# Entries with page source code

-- Start --

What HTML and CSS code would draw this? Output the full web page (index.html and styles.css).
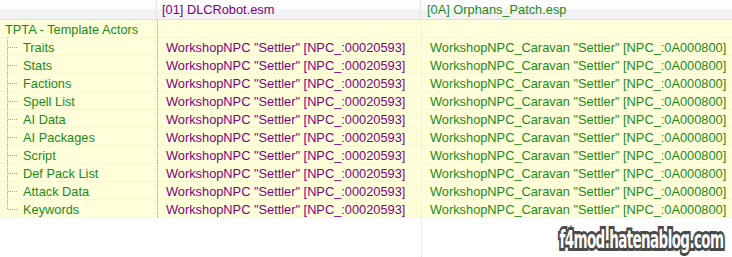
FILE: index.html
```html
<!DOCTYPE html>
<html>
<head>
<meta charset="utf-8">
<link rel="stylesheet" href="styles.css">
</head>
<body>
<div class="view">
  <div class="grid">
    <div class="hdr hdr-name"></div>
    <div class="hdr hdr-a">[01] DLCRobot.esm</div>
    <div class="hdr hdr-b">[0A] Orphans_Patch.esp</div>

    <div class="cell name root">TPTA - Template Actors</div>
    <div class="cell a"></div>
    <div class="cell b"></div>

    <div class="cell name child"><span class="branch"></span>Traits</div>
    <div class="cell a">WorkshopNPC "Settler" [NPC_:00020593]</div>
    <div class="cell b">WorkshopNPC_Caravan "Settler" [NPC_:0A000800]</div>

    <div class="cell name child"><span class="branch"></span>Stats</div>
    <div class="cell a">WorkshopNPC "Settler" [NPC_:00020593]</div>
    <div class="cell b">WorkshopNPC_Caravan "Settler" [NPC_:0A000800]</div>

    <div class="cell name child"><span class="branch"></span>Factions</div>
    <div class="cell a">WorkshopNPC "Settler" [NPC_:00020593]</div>
    <div class="cell b">WorkshopNPC_Caravan "Settler" [NPC_:0A000800]</div>

    <div class="cell name child"><span class="branch"></span>Spell List</div>
    <div class="cell a">WorkshopNPC "Settler" [NPC_:00020593]</div>
    <div class="cell b">WorkshopNPC_Caravan "Settler" [NPC_:0A000800]</div>

    <div class="cell name child"><span class="branch"></span>AI Data</div>
    <div class="cell a">WorkshopNPC "Settler" [NPC_:00020593]</div>
    <div class="cell b">WorkshopNPC_Caravan "Settler" [NPC_:0A000800]</div>

    <div class="cell name child"><span class="branch"></span>AI Packages</div>
    <div class="cell a">WorkshopNPC "Settler" [NPC_:00020593]</div>
    <div class="cell b">WorkshopNPC_Caravan "Settler" [NPC_:0A000800]</div>

    <div class="cell name child"><span class="branch"></span>Script</div>
    <div class="cell a">WorkshopNPC "Settler" [NPC_:00020593]</div>
    <div class="cell b">WorkshopNPC_Caravan "Settler" [NPC_:0A000800]</div>

    <div class="cell name child"><span class="branch"></span>Def Pack List</div>
    <div class="cell a">WorkshopNPC "Settler" [NPC_:00020593]</div>
    <div class="cell b">WorkshopNPC_Caravan "Settler" [NPC_:0A000800]</div>

    <div class="cell name child"><span class="branch"></span>Attack Data</div>
    <div class="cell a">WorkshopNPC "Settler" [NPC_:00020593]</div>
    <div class="cell b">WorkshopNPC_Caravan "Settler" [NPC_:0A000800]</div>

    <div class="cell name child last"><span class="branch"></span>Keywords</div>
    <div class="cell a">WorkshopNPC "Settler" [NPC_:00020593]</div>
    <div class="cell b">WorkshopNPC_Caravan "Settler" [NPC_:0A000800]</div>
  </div>
  <div class="watermark">f4mod.hatenablog.com</div>
</div>
</body>
</html>
```

FILE: styles.css
```css
html, body {
  margin: 0;
  padding: 0;
  background: #ffffff;
}
.view {
  position: relative;
  width: 732px;
  height: 257px;
  overflow: hidden;
  font-family: "Liberation Sans", Arial, sans-serif;
  font-size: 12.8px;
  background-image: repeating-linear-gradient(to bottom, #dcdcdc 0 1px, transparent 1px 2px);
  background-size: 1px 100%;
  background-position: 421px 0;
  background-repeat: no-repeat;
}
.grid {
  display: grid;
  grid-template-columns: 157px 264px 1fr;
  grid-auto-rows: 18px;
  grid-template-rows: 20px;
}
.hdr {
  background: linear-gradient(to bottom, #ffffff 0, #fcfcfc 45%, #f1f2f4 45%, #f1f2f4 100%);
  border-bottom: 1px solid #dfe0e2;
  box-sizing: border-box;
  height: 20px;
  line-height: 19px;
  padding-left: 6px;
  white-space: nowrap;
}
.hdr-name, .hdr-a {
  border-right: 1px solid #e3e4e6;
}
.hdr-a { color: #800080; padding-left: 5px; }
.hdr-b { color: #1a8a1a; padding-left: 6px; }
.cell {
  background-color: #ffffd9;
  box-sizing: border-box;
  height: 18px;
  line-height: 19px;
  white-space: nowrap;
  background-image: repeating-linear-gradient(to right, #ececec 0 1px, transparent 1px 2px);
  background-size: 100% 1px;
  background-position: 0 100%;
  background-repeat: no-repeat;
}
.name {
  color: #1a8a1a;
  position: relative;
}
.root { padding-left: 5px; }
.child { padding-left: 23px; }
.a {
  color: #800080;
  padding-left: 9px;
  background-image:
    repeating-linear-gradient(to bottom, #9a9a9a 0 1px, transparent 1px 2px),
    repeating-linear-gradient(to right, #ececec 0 1px, transparent 1px 2px);
  background-size: 1px 100%, 100% 1px;
  background-position: 0 0, 0 100%;
}
.b {
  color: #1a8a1a;
  padding-left: 9px;
  background-image:
    repeating-linear-gradient(to bottom, #e6e6e6 0 1px, transparent 1px 2px),
    repeating-linear-gradient(to right, #ececec 0 1px, transparent 1px 2px);
  background-size: 1px 100%, 100% 1px;
  background-position: 0 0, 0 100%;
}
.branch {
  position: absolute;
  left: 7px;
  top: 0;
  width: 11px;
  height: 18px;
  background-image:
    repeating-linear-gradient(to bottom, #a0a0a0 0 1px, transparent 1px 2px),
    repeating-linear-gradient(to right, #a0a0a0 0 1px, transparent 1px 2px);
  background-size: 1px 100%, 100% 1px;
  background-position: 0 0, 1px 9px;
  background-repeat: no-repeat;
}
.last .branch {
  background-size: 1px 10px, 100% 1px;
}
.watermark {
  position: absolute;
  right: 9px;
  bottom: 5px;
  font-family: "DejaVu Sans Condensed", "DejaVu Sans", sans-serif;
  font-weight: bold;
  font-size: 25px;
  line-height: 25px;
  letter-spacing: -1px;
  color: #ffffff;
  -webkit-text-stroke: 6px #4a4a4a;
  paint-order: stroke fill;
  transform: scaleX(0.6);
  transform-origin: right bottom;
}
```
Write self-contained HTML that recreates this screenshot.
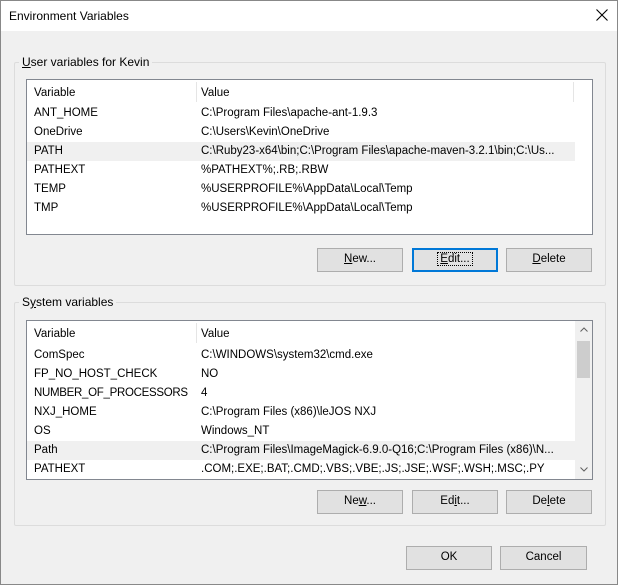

-- End --

Leave every image out, and retype the material exactly.

What HTML and CSS code would draw this? Output the full web page (index.html and styles.css).
FILE: index.html
```html
<!DOCTYPE html>
<html>
<head>
<meta charset="utf-8">
<link rel="stylesheet" href="styles.css">
</head>
<body>
<div class="view">
  <div class="grid">
    <div class="hdr hdr-name"></div>
    <div class="hdr hdr-a">[01] DLCRobot.esm</div>
    <div class="hdr hdr-b">[0A] Orphans_Patch.esp</div>

    <div class="cell name root">TPTA - Template Actors</div>
    <div class="cell a"></div>
    <div class="cell b"></div>

    <div class="cell name child"><span class="branch"></span>Traits</div>
    <div class="cell a">WorkshopNPC "Settler" [NPC_:00020593]</div>
    <div class="cell b">WorkshopNPC_Caravan "Settler" [NPC_:0A000800]</div>

    <div class="cell name child"><span class="branch"></span>Stats</div>
    <div class="cell a">WorkshopNPC "Settler" [NPC_:00020593]</div>
    <div class="cell b">WorkshopNPC_Caravan "Settler" [NPC_:0A000800]</div>

    <div class="cell name child"><span class="branch"></span>Factions</div>
    <div class="cell a">WorkshopNPC "Settler" [NPC_:00020593]</div>
    <div class="cell b">WorkshopNPC_Caravan "Settler" [NPC_:0A000800]</div>

    <div class="cell name child"><span class="branch"></span>Spell List</div>
    <div class="cell a">WorkshopNPC "Settler" [NPC_:00020593]</div>
    <div class="cell b">WorkshopNPC_Caravan "Settler" [NPC_:0A000800]</div>

    <div class="cell name child"><span class="branch"></span>AI Data</div>
    <div class="cell a">WorkshopNPC "Settler" [NPC_:00020593]</div>
    <div class="cell b">WorkshopNPC_Caravan "Settler" [NPC_:0A000800]</div>

    <div class="cell name child"><span class="branch"></span>AI Packages</div>
    <div class="cell a">WorkshopNPC "Settler" [NPC_:00020593]</div>
    <div class="cell b">WorkshopNPC_Caravan "Settler" [NPC_:0A000800]</div>

    <div class="cell name child"><span class="branch"></span>Script</div>
    <div class="cell a">WorkshopNPC "Settler" [NPC_:00020593]</div>
    <div class="cell b">WorkshopNPC_Caravan "Settler" [NPC_:0A000800]</div>

    <div class="cell name child"><span class="branch"></span>Def Pack List</div>
    <div class="cell a">WorkshopNPC "Settler" [NPC_:00020593]</div>
    <div class="cell b">WorkshopNPC_Caravan "Settler" [NPC_:0A000800]</div>

    <div class="cell name child"><span class="branch"></span>Attack Data</div>
    <div class="cell a">WorkshopNPC "Settler" [NPC_:00020593]</div>
    <div class="cell b">WorkshopNPC_Caravan "Settler" [NPC_:0A000800]</div>

    <div class="cell name child last"><span class="branch"></span>Keywords</div>
    <div class="cell a">WorkshopNPC "Settler" [NPC_:00020593]</div>
    <div class="cell b">WorkshopNPC_Caravan "Settler" [NPC_:0A000800]</div>
  </div>
  <div class="watermark">f4mod.hatenablog.com</div>
</div>
</body>
</html>
```

FILE: styles.css
```css
html, body {
  margin: 0;
  padding: 0;
  background: #ffffff;
}
.view {
  position: relative;
  width: 732px;
  height: 257px;
  overflow: hidden;
  font-family: "Liberation Sans", Arial, sans-serif;
  font-size: 12.8px;
  background-image: repeating-linear-gradient(to bottom, #dcdcdc 0 1px, transparent 1px 2px);
  background-size: 1px 100%;
  background-position: 421px 0;
  background-repeat: no-repeat;
}
.grid {
  display: grid;
  grid-template-columns: 157px 264px 1fr;
  grid-auto-rows: 18px;
  grid-template-rows: 20px;
}
.hdr {
  background: linear-gradient(to bottom, #ffffff 0, #fcfcfc 45%, #f1f2f4 45%, #f1f2f4 100%);
  border-bottom: 1px solid #dfe0e2;
  box-sizing: border-box;
  height: 20px;
  line-height: 19px;
  padding-left: 6px;
  white-space: nowrap;
}
.hdr-name, .hdr-a {
  border-right: 1px solid #e3e4e6;
}
.hdr-a { color: #800080; padding-left: 5px; }
.hdr-b { color: #1a8a1a; padding-left: 6px; }
.cell {
  background-color: #ffffd9;
  box-sizing: border-box;
  height: 18px;
  line-height: 19px;
  white-space: nowrap;
  background-image: repeating-linear-gradient(to right, #ececec 0 1px, transparent 1px 2px);
  background-size: 100% 1px;
  background-position: 0 100%;
  background-repeat: no-repeat;
}
.name {
  color: #1a8a1a;
  position: relative;
}
.root { padding-left: 5px; }
.child { padding-left: 23px; }
.a {
  color: #800080;
  padding-left: 9px;
  background-image:
    repeating-linear-gradient(to bottom, #9a9a9a 0 1px, transparent 1px 2px),
    repeating-linear-gradient(to right, #ececec 0 1px, transparent 1px 2px);
  background-size: 1px 100%, 100% 1px;
  background-position: 0 0, 0 100%;
}
.b {
  color: #1a8a1a;
  padding-left: 9px;
  background-image:
    repeating-linear-gradient(to bottom, #e6e6e6 0 1px, transparent 1px 2px),
    repeating-linear-gradient(to right, #ececec 0 1px, transparent 1px 2px);
  background-size: 1px 100%, 100% 1px;
  background-position: 0 0, 0 100%;
}
.branch {
  position: absolute;
  left: 7px;
  top: 0;
  width: 11px;
  height: 18px;
  background-image:
    repeating-linear-gradient(to bottom, #a0a0a0 0 1px, transparent 1px 2px),
    repeating-linear-gradient(to right, #a0a0a0 0 1px, transparent 1px 2px);
  background-size: 1px 100%, 100% 1px;
  background-position: 0 0, 1px 9px;
  background-repeat: no-repeat;
}
.last .branch {
  background-size: 1px 10px, 100% 1px;
}
.watermark {
  position: absolute;
  right: 9px;
  bottom: 5px;
  font-family: "DejaVu Sans Condensed", "DejaVu Sans", sans-serif;
  font-weight: bold;
  font-size: 25px;
  line-height: 25px;
  letter-spacing: -1px;
  color: #ffffff;
  -webkit-text-stroke: 6px #4a4a4a;
  paint-order: stroke fill;
  transform: scaleX(0.6);
  transform-origin: right bottom;
}
```
Write self-contained HTML that recreates this screenshot.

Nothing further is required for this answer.